Magistrates for a burgh held the links from time immemorial for behoof of the inhabitants, and, inter alia, subject to the obligation of preserving the same for the purposes of the game of golf and for the recreation and amusement of the inhabitants. They had from time to time exercised powers of administration and management over the links, such as the letting of the pasturage, the regulation of bleaching clothes on the links, the construction of a sloping walk, and the levelling and filling up other portions of the ground.

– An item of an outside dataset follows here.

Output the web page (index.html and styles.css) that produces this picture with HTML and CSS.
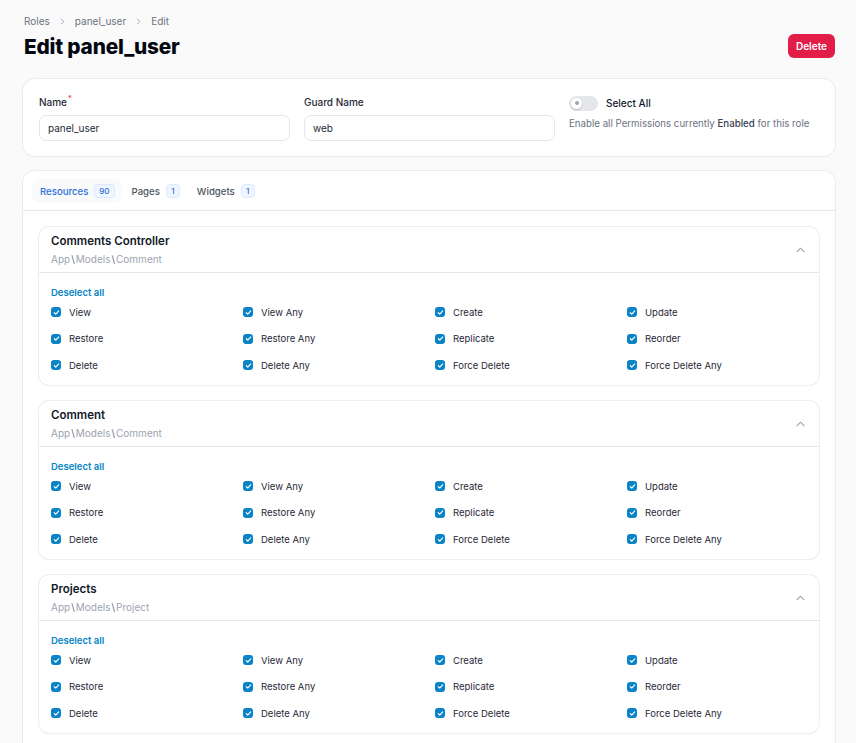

The magistrates proposed to make a macadamised road along the outside boundary of the links, where that boundary adjoins certain feus let off by them in 1820, which feus are no longer, in point of law, part of the links.
P., an inhabitant of the burgh and member of the principal golfing club there and others, the Appellants, sought by note of suspension and interdict to restrain the magistrates either from making the road or from permitting any road to be used in that place for wheel traffic:—
Held, substantially affirming the decision of the Judges of the Court below, but altering their interlocutor, that the evidence proved that the proposed road would have no substantial interference with the obligation of golfing, &c., and that the road might be reconciled with its due observance; but that it was inconsistent with that obligation for the magistrates to alienate any part of the solum of the ground in question, or to abdicate their existing powers of administration either by granting private easements to particular individuals, or, having made the road, to create a public easement by dedicating it to the public.